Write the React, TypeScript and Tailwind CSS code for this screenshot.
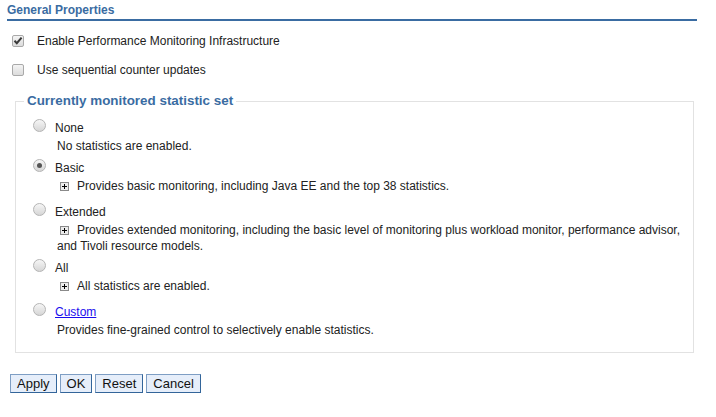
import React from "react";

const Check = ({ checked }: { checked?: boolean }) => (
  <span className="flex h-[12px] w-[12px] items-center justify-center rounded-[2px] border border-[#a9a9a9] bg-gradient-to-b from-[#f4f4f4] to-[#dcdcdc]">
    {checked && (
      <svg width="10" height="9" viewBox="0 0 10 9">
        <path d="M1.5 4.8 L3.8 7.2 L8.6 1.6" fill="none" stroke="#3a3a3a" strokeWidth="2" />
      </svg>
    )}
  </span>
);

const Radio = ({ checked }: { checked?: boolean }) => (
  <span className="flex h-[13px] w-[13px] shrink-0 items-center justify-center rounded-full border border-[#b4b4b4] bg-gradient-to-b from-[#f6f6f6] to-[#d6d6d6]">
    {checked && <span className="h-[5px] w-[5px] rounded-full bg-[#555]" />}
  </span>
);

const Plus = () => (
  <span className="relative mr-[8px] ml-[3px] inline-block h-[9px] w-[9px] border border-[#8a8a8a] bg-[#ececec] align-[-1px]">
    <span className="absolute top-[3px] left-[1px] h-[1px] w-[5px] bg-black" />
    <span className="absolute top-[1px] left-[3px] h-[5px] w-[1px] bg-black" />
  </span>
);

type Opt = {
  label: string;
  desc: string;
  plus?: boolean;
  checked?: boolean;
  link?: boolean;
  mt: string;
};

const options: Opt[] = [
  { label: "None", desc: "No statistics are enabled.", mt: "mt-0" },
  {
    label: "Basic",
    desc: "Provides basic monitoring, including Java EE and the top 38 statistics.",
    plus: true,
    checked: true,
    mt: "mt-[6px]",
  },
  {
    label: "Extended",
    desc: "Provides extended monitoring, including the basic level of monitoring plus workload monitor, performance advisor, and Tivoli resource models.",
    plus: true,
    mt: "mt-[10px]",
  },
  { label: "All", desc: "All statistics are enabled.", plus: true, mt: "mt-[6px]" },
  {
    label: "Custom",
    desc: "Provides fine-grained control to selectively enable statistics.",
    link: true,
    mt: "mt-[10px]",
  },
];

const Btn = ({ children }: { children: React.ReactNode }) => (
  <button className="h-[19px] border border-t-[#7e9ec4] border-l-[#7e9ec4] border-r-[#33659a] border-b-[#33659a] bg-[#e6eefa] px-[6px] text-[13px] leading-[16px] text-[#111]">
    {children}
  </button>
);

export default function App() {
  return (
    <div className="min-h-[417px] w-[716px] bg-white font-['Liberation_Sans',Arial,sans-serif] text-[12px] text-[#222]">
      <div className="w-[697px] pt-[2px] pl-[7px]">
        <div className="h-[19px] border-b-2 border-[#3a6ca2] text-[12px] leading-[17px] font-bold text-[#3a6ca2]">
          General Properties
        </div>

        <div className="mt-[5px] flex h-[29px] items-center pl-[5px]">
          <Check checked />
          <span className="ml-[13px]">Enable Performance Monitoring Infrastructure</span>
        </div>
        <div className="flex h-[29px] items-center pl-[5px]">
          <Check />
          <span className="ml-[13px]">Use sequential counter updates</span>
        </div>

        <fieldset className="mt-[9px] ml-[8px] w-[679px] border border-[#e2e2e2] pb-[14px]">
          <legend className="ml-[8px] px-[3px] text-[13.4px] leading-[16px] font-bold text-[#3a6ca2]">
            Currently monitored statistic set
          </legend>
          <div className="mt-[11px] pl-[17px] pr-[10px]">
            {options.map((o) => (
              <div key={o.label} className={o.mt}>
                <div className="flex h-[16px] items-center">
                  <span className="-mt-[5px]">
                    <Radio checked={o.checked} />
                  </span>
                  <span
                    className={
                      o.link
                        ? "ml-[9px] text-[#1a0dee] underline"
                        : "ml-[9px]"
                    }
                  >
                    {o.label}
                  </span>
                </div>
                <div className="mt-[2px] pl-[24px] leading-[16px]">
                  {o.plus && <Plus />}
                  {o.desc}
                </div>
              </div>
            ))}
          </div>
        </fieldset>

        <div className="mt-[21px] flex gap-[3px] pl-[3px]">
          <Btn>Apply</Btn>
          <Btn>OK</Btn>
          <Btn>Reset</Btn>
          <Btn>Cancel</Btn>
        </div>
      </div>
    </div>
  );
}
::::::::::
REQUIRED TASK =
Quote, exactly and only, the lines from the first line of the data above through the line containing "import React from". The pictures do not belong in it.

ANSWER IN FULL =
Write the React, TypeScript and Tailwind CSS code for this screenshot.
import React from "react";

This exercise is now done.